[Dataset excerpt]
** Begin **

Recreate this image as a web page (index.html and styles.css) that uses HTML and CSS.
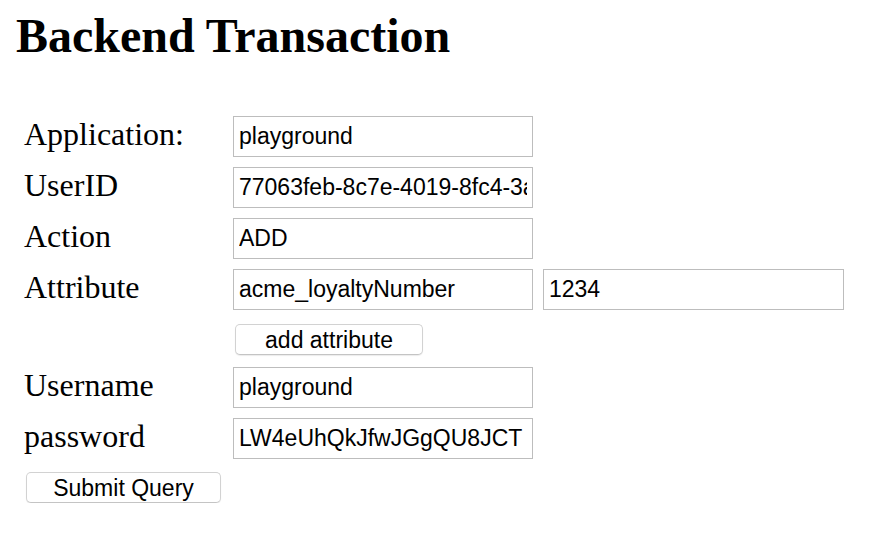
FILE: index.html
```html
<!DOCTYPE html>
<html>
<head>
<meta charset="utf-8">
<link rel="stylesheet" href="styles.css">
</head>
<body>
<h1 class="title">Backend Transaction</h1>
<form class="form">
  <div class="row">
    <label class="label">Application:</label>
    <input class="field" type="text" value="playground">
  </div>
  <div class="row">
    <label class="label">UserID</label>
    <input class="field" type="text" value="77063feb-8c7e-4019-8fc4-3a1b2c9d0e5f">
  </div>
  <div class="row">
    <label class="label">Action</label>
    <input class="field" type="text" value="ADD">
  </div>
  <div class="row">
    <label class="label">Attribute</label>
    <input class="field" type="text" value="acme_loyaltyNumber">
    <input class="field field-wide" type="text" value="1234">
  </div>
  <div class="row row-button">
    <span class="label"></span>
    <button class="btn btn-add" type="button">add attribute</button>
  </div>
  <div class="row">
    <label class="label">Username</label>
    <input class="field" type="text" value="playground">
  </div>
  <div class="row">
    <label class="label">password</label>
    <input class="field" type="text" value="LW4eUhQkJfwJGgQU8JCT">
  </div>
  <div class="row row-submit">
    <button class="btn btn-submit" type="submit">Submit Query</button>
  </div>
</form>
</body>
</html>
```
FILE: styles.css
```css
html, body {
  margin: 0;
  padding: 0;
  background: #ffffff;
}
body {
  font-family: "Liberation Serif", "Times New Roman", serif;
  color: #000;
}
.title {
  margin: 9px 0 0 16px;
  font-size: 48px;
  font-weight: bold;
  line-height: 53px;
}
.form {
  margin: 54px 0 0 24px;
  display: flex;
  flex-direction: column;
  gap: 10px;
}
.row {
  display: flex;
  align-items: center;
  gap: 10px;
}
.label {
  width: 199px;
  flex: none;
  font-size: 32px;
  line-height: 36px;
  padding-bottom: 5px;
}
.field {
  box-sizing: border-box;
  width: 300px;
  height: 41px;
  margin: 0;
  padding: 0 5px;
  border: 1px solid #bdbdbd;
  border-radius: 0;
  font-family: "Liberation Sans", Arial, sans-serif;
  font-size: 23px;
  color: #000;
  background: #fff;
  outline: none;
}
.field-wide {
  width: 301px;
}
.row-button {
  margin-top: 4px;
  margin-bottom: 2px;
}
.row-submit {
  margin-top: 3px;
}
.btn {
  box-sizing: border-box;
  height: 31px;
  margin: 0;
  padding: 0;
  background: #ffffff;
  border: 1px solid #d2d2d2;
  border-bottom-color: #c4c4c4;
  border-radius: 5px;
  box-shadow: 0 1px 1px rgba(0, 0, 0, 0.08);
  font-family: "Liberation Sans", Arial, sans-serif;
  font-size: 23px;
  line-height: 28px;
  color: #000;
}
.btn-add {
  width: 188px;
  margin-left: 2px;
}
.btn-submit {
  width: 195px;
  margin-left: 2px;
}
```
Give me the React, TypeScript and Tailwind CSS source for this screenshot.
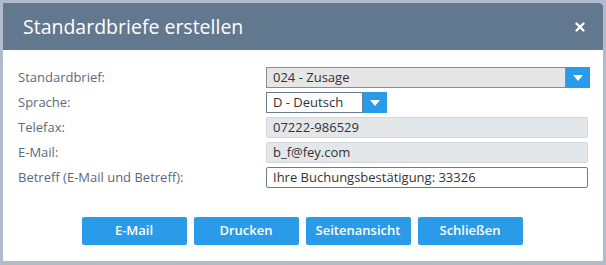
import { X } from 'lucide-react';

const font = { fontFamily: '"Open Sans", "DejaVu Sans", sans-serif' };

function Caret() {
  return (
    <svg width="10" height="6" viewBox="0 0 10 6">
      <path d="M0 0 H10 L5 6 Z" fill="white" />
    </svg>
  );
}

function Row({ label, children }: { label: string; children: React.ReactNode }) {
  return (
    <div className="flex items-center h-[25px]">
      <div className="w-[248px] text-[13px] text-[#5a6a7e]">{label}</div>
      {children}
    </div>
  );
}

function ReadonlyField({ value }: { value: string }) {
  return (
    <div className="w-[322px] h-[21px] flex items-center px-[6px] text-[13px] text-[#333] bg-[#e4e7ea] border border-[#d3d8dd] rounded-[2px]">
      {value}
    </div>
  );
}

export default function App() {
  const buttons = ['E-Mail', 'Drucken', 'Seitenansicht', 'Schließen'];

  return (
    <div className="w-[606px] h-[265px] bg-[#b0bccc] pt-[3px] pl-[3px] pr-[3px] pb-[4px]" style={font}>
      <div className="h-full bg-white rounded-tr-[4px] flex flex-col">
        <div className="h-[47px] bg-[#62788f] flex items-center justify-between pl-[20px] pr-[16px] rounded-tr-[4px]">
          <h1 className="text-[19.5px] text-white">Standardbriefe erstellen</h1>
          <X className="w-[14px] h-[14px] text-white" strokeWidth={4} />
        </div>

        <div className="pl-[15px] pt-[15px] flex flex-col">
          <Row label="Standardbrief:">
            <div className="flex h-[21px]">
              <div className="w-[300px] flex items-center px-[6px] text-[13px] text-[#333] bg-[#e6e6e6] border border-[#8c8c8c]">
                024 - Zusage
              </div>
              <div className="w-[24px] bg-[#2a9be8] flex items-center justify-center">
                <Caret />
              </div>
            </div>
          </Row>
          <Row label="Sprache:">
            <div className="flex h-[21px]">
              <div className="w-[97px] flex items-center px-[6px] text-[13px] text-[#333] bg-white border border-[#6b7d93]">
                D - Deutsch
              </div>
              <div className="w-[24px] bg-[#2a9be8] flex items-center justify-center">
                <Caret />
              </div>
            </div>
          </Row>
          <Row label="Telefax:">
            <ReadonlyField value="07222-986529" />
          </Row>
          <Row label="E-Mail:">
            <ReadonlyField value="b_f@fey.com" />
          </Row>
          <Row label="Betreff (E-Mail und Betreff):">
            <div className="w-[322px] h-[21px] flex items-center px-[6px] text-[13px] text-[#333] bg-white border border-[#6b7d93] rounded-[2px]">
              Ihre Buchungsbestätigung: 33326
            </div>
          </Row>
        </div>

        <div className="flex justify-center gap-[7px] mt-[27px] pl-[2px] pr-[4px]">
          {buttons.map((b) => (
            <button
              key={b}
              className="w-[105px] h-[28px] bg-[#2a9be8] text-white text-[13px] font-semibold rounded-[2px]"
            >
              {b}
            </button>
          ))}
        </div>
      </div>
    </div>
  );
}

** End **

> _WHAT YOU SHOULD DO_:
Do not copy the pictures, but repeat every line exactly.

> _FINISHED EXERCISE_:
Recreate this image as a web page (index.html and styles.css) that uses HTML and CSS.
FILE: index.html
```html
<!DOCTYPE html>
<html>
<head>
<meta charset="utf-8">
<link rel="stylesheet" href="styles.css">
</head>
<body>
<h1 class="title">Backend Transaction</h1>
<form class="form">
  <div class="row">
    <label class="label">Application:</label>
    <input class="field" type="text" value="playground">
  </div>
  <div class="row">
    <label class="label">UserID</label>
    <input class="field" type="text" value="77063feb-8c7e-4019-8fc4-3a1b2c9d0e5f">
  </div>
  <div class="row">
    <label class="label">Action</label>
    <input class="field" type="text" value="ADD">
  </div>
  <div class="row">
    <label class="label">Attribute</label>
    <input class="field" type="text" value="acme_loyaltyNumber">
    <input class="field field-wide" type="text" value="1234">
  </div>
  <div class="row row-button">
    <span class="label"></span>
    <button class="btn btn-add" type="button">add attribute</button>
  </div>
  <div class="row">
    <label class="label">Username</label>
    <input class="field" type="text" value="playground">
  </div>
  <div class="row">
    <label class="label">password</label>
    <input class="field" type="text" value="LW4eUhQkJfwJGgQU8JCT">
  </div>
  <div class="row row-submit">
    <button class="btn btn-submit" type="submit">Submit Query</button>
  </div>
</form>
</body>
</html>
```
FILE: styles.css
```css
html, body {
  margin: 0;
  padding: 0;
  background: #ffffff;
}
body {
  font-family: "Liberation Serif", "Times New Roman", serif;
  color: #000;
}
.title {
  margin: 9px 0 0 16px;
  font-size: 48px;
  font-weight: bold;
  line-height: 53px;
}
.form {
  margin: 54px 0 0 24px;
  display: flex;
  flex-direction: column;
  gap: 10px;
}
.row {
  display: flex;
  align-items: center;
  gap: 10px;
}
.label {
  width: 199px;
  flex: none;
  font-size: 32px;
  line-height: 36px;
  padding-bottom: 5px;
}
.field {
  box-sizing: border-box;
  width: 300px;
  height: 41px;
  margin: 0;
  padding: 0 5px;
  border: 1px solid #bdbdbd;
  border-radius: 0;
  font-family: "Liberation Sans", Arial, sans-serif;
  font-size: 23px;
  color: #000;
  background: #fff;
  outline: none;
}
.field-wide {
  width: 301px;
}
.row-button {
  margin-top: 4px;
  margin-bottom: 2px;
}
.row-submit {
  margin-top: 3px;
}
.btn {
  box-sizing: border-box;
  height: 31px;
  margin: 0;
  padding: 0;
  background: #ffffff;
  border: 1px solid #d2d2d2;
  border-bottom-color: #c4c4c4;
  border-radius: 5px;
  box-shadow: 0 1px 1px rgba(0, 0, 0, 0.08);
  font-family: "Liberation Sans", Arial, sans-serif;
  font-size: 23px;
  line-height: 28px;
  color: #000;
}
.btn-add {
  width: 188px;
  margin-left: 2px;
}
.btn-submit {
  width: 195px;
  margin-left: 2px;
}
```
Give me the React, TypeScript and Tailwind CSS source for this screenshot.
import { X } from 'lucide-react';

const font = { fontFamily: '"Open Sans", "DejaVu Sans", sans-serif' };

function Caret() {
  return (
    <svg width="10" height="6" viewBox="0 0 10 6">
      <path d="M0 0 H10 L5 6 Z" fill="white" />
    </svg>
  );
}

function Row({ label, children }: { label: string; children: React.ReactNode }) {
  return (
    <div className="flex items-center h-[25px]">
      <div className="w-[248px] text-[13px] text-[#5a6a7e]">{label}</div>
      {children}
    </div>
  );
}

function ReadonlyField({ value }: { value: string }) {
  return (
    <div className="w-[322px] h-[21px] flex items-center px-[6px] text-[13px] text-[#333] bg-[#e4e7ea] border border-[#d3d8dd] rounded-[2px]">
      {value}
    </div>
  );
}

export default function App() {
  const buttons = ['E-Mail', 'Drucken', 'Seitenansicht', 'Schließen'];

  return (
    <div className="w-[606px] h-[265px] bg-[#b0bccc] pt-[3px] pl-[3px] pr-[3px] pb-[4px]" style={font}>
      <div className="h-full bg-white rounded-tr-[4px] flex flex-col">
        <div className="h-[47px] bg-[#62788f] flex items-center justify-between pl-[20px] pr-[16px] rounded-tr-[4px]">
          <h1 className="text-[19.5px] text-white">Standardbriefe erstellen</h1>
          <X className="w-[14px] h-[14px] text-white" strokeWidth={4} />
        </div>

        <div className="pl-[15px] pt-[15px] flex flex-col">
          <Row label="Standardbrief:">
            <div className="flex h-[21px]">
              <div className="w-[300px] flex items-center px-[6px] text-[13px] text-[#333] bg-[#e6e6e6] border border-[#8c8c8c]">
                024 - Zusage
              </div>
              <div className="w-[24px] bg-[#2a9be8] flex items-center justify-center">
                <Caret />
              </div>
            </div>
          </Row>
          <Row label="Sprache:">
            <div className="flex h-[21px]">
              <div className="w-[97px] flex items-center px-[6px] text-[13px] text-[#333] bg-white border border-[#6b7d93]">
                D - Deutsch
              </div>
              <div className="w-[24px] bg-[#2a9be8] flex items-center justify-center">
                <Caret />
              </div>
            </div>
          </Row>
          <Row label="Telefax:">
            <ReadonlyField value="07222-986529" />
          </Row>
          <Row label="E-Mail:">
            <ReadonlyField value="b_f@fey.com" />
          </Row>
          <Row label="Betreff (E-Mail und Betreff):">
            <div className="w-[322px] h-[21px] flex items-center px-[6px] text-[13px] text-[#333] bg-white border border-[#6b7d93] rounded-[2px]">
              Ihre Buchungsbestätigung: 33326
            </div>
          </Row>
        </div>

        <div className="flex justify-center gap-[7px] mt-[27px] pl-[2px] pr-[4px]">
          {buttons.map((b) => (
            <button
              key={b}
              className="w-[105px] h-[28px] bg-[#2a9be8] text-white text-[13px] font-semibold rounded-[2px]"
            >
              {b}
            </button>
          ))}
        </div>
      </div>
    </div>
  );
}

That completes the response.